The BACB has incredibly loose guidelines around ABA’s ethics, allowing almost anything to count as ethical. Most of the ethics focus on treatment fidelity, not on client dignity. And for them to investigate a case, you must come with documentation. They will not investigate themselves, only look over the evidence you present. It’s why I ended up not reporting.

They are also not overseen by any department. State to state, there are differences in how licenses are involved, but there is no overarching licensing body that is not tied to ABA. Unlike therapists, they are not required to report to a “state ABA licensing board”. And even in states that allow BCBAs to be grandfathered in as licensed practitioners, RBTs are often not.

And that’s not to mention they allow shock devices to be used with autistic people due to this loose ethical code like in the case of Judge Rotenberg Center. Shock devices. In 2022. This isn’t the “ancient” history of doing barbaric things to psych patients. This is modern history and not only legal, but ABA’s main ethical body also approves of it. If that’s considered an acceptable aversive, pretty much anything goes.

Carol Millman puts it well: “Only three subsections in the Behavior Analyst Certification Board’s professional code of ethics even address the wellbeing of the learner…The BACB says nothing about inflicting pain. There’s nothing in the BACB ethics code [that] says you can’t use electric shock. In fact, it doesn’t say anything at all about what type of ‘aversives’ are acceptable.”

I remember first learning about shock devices as a practitioner, and my gut reaction was, “well, our clinic doesn’t do that!”.

To practitioners reading this, listen closely. The problem is more extensive than shock devices (though that should be a red flag). The problem is that the governing ethics body allows the use of shock devices, which means that there’s a lot of unethical conduct that they also allow.

Just because you haven’t had the BACB contacted, or you have, and they deemed your actions ethical, does not mean that you are acting ethically. And that’s a poor standard for an ethics body.

5. Trust your gut.

Okay, this one seems obvious, but it’s easy to lose yourself at a job. Capitalism is a cruel master that conditions you to trust your boss and enforces a strict hierarchy. As an RBT, you are motivated to shut up and listen to your BCBA. This creates a culture of compliance. I’ve seen it now in other clinics and the one I worked at where BCBAs will try to use ABA on the RBTs they supervise. This is wildly inappropriate and not within their scope of practice. Not to mention is a massive break in consent.

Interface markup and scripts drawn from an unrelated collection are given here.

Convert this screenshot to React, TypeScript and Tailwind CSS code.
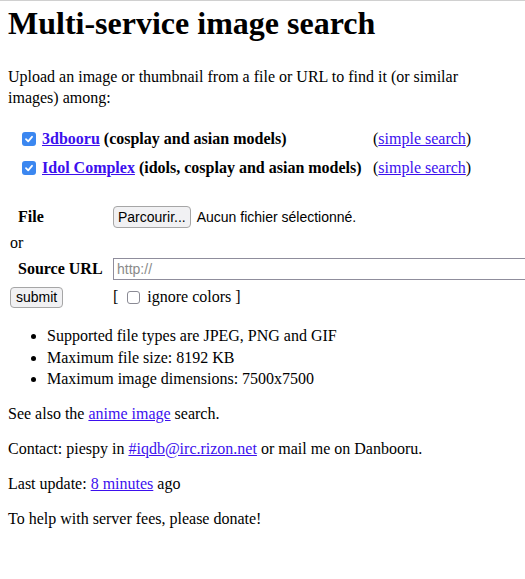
import React from "react";

const Check = () => (
  <span className="inline-flex items-center justify-center w-[14px] h-[14px] rounded-[3px] bg-[#3b87f0] align-middle">
    <svg width="10" height="10" viewBox="0 0 10 10" fill="none">
      <path d="M2 5.2 L4.2 7.3 L8 2.8" stroke="white" strokeWidth="1.8" strokeLinecap="round" strokeLinejoin="round" />
    </svg>
  </span>
);

const link = "text-[#3c10ee] underline";

const App = () => {
  return (
    <div className="w-[525px] h-[579px] overflow-hidden bg-white text-black border-t border-[#d0d0d0] font-['Liberation_Serif','Times_New_Roman',serif] text-[16px]">
      <div className="px-2">
        <h1 className="text-[32px] font-bold leading-[37px] pt-[4px]">Multi-service image search</h1>
        <p className="mt-[24px] leading-[21px] pr-[50px]">
          Upload an image or thumbnail from a file or URL to find it (or similar images) among:
        </p>

        <div className="mt-[16px] ml-[14px] grid grid-cols-[351px_auto] auto-rows-[29px] items-center font-bold">
          <div className="flex items-center gap-[6px]">
            <Check />
            <span>
              <a className={link}>3dbooru</a> (cosplay and asian models)
            </span>
          </div>
          <div className="font-normal">
            (<a className={link}>simple search</a>)
          </div>
          <div className="flex items-center gap-[6px]">
            <Check />
            <span>
              <a className={link}>Idol Complex</a> (idols, cosplay and asian models)
            </span>
          </div>
          <div className="font-normal">
            (<a className={link}>simple search</a>)
          </div>
        </div>

        <div className="mt-[22px] flex flex-col">
          <div className="flex items-center h-[26px]">
            <span className="w-[105px] shrink-0 whitespace-nowrap pl-[10px] font-bold">File</span>
            <span className="flex items-center gap-[6px] whitespace-nowrap font-['Liberation_Sans',Arial,sans-serif] text-[14px]">
              <span className="px-[4px] h-[22px] flex items-center rounded-[4px] border border-[#a6a6a6] bg-[#f1f1f3]">Parcourir...</span>
              Aucun fichier sélectionné.
            </span>
          </div>
          <div className="h-[26px] flex items-center pl-[2px]">or</div>
          <div className="flex items-center h-[26px]">
            <span className="w-[105px] shrink-0 whitespace-nowrap pl-[10px] font-bold">Source URL</span>
            <span className="w-[440px] h-[22px] flex items-center border border-[#8f8d9c] pl-[3px] font-['Liberation_Sans',Arial,sans-serif] text-[14px] text-[#8a8a8a] shrink-0">
              http://
            </span>
          </div>
          <div className="flex items-center h-[30px]">
            <span className="w-[105px] shrink-0 pl-[2px]">
              <span className="inline-flex items-center px-[5px] h-[21px] rounded-[4px] border border-[#a6a6a6] bg-[#f1f1f3] font-['Liberation_Sans',Arial,sans-serif] text-[14px]">submit</span>
            </span>
            <span className="flex items-center whitespace-nowrap">
              [
              <span className="ml-[9px] mr-[7px] w-[13px] h-[13px] rounded-[3px] border border-[#8a8a94] bg-white"></span>
              ignore colors ]
            </span>
          </div>
        </div>

        <ul className="mt-[13px] pl-[39px] list-disc leading-[21.5px]">
          <li>Supported file types are JPEG, PNG and GIF</li>
          <li>Maximum file size: 8192 KB</li>
          <li>Maximum image dimensions: 7500x7500</li>
        </ul>

        <p className="mt-[14px] leading-[19px]">
          See also the <a className={link}>anime image</a> search.
        </p>
        <p className="mt-[16px] leading-[19px]">
          Contact: piespy in <a className={link}>#iqdb@irc.rizon.net</a> or mail me on Danbooru.
        </p>
        <p className="mt-[16px] leading-[19px]">
          Last update: <a className={link}>8 minutes</a> ago
        </p>
        <p className="mt-[16px] leading-[19px]">To help with server fees, please donate!</p>
      </div>
    </div>
  );
};

export default App;
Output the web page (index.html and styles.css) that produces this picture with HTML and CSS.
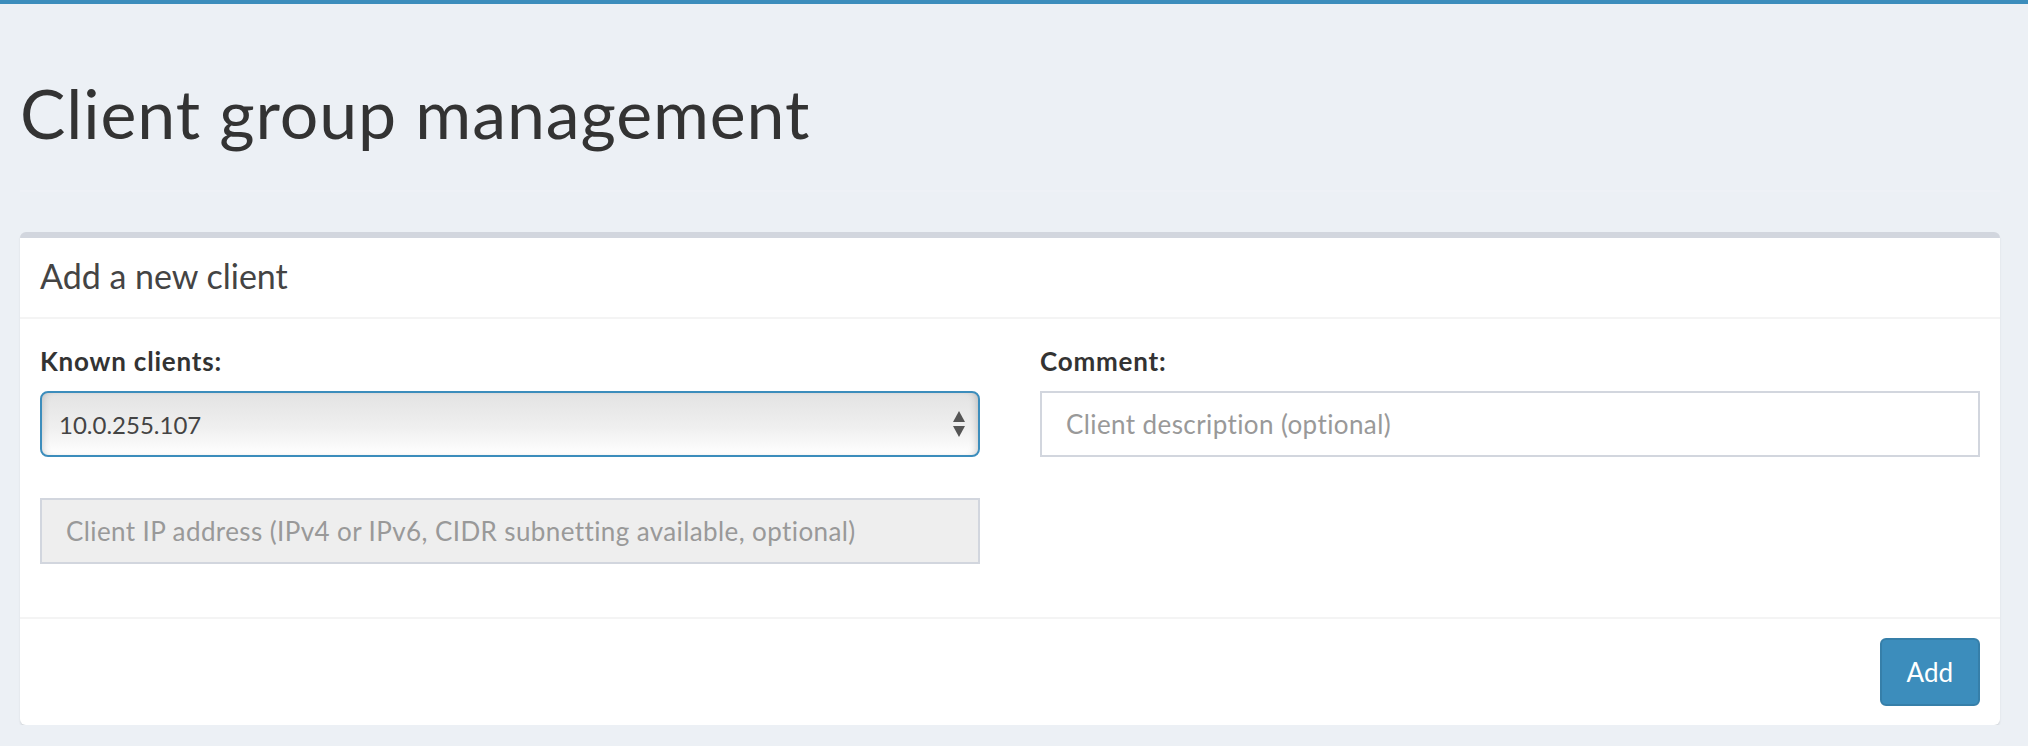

Something deep inside you lets you know whether what you’re doing is moral. We’re all biased towards believing we are moral (and often ignore signs that we’re not), but if you’re questioning whether a decision you made is ethical, it’s a sign to take a step back and assess the situation. Get opinions outside your field, especially from the clientele you serve. Reach out to ethics hotlines and ask the internet. Find information from unbiased sources. And listen to your gut. If something feels off, it probably is.


I’m so grateful to be out. I’ve learned a lot from my experience, and I hope this can shed light on others’ situations so they don’t have to learn the lesson I did the hard way.

It’s funny how the most traumatizing experiences can fundamentally shape your life. I can thank my old clinic for that. It showed me I was autistic by ruthlessly punishing autistic expression and gave me a direction for the therapy career I’m pursuing. So thanks, I guess.